## To be done
Filter the data for lines with the word "React", then copy every line so identified.
** Begin **
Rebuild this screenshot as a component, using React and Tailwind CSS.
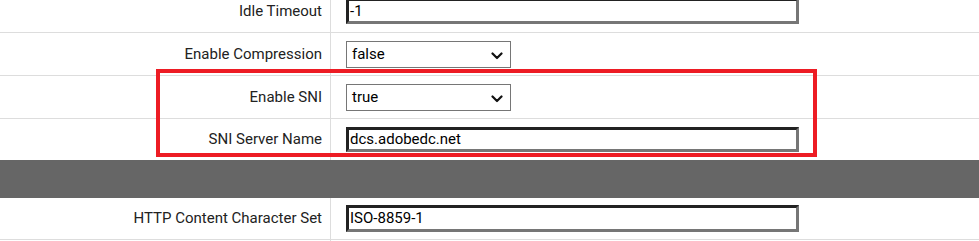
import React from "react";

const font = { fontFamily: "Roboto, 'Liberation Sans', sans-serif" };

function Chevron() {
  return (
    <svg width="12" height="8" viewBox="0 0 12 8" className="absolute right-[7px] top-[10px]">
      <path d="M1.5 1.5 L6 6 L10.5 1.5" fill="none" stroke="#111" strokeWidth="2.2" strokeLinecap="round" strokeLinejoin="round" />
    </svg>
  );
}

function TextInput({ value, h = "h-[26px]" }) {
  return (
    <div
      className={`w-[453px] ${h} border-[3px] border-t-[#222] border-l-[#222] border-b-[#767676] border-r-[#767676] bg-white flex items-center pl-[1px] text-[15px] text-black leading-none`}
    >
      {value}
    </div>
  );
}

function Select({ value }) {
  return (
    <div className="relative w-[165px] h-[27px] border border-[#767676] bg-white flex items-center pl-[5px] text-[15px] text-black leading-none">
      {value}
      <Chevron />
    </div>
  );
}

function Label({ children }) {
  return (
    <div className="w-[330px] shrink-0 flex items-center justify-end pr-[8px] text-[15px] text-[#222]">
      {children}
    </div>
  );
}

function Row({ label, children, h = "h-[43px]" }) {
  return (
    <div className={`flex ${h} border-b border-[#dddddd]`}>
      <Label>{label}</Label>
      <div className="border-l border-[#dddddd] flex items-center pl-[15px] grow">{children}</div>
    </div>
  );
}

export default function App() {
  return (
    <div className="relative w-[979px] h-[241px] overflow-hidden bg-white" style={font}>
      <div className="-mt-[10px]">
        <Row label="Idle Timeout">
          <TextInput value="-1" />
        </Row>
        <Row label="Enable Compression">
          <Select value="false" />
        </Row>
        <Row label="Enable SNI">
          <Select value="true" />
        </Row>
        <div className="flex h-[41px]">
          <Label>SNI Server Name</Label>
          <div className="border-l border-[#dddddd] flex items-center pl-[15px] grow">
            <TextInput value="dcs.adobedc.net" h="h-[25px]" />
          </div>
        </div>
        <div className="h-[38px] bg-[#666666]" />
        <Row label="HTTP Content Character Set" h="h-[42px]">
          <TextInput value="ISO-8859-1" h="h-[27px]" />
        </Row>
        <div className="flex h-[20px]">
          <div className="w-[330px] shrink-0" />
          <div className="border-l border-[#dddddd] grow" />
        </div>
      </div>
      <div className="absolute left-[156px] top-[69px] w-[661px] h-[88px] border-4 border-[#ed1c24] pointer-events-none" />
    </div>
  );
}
** End **
## Answer to the task
Rebuild this screenshot as a component, using React and Tailwind CSS.
import React from "react";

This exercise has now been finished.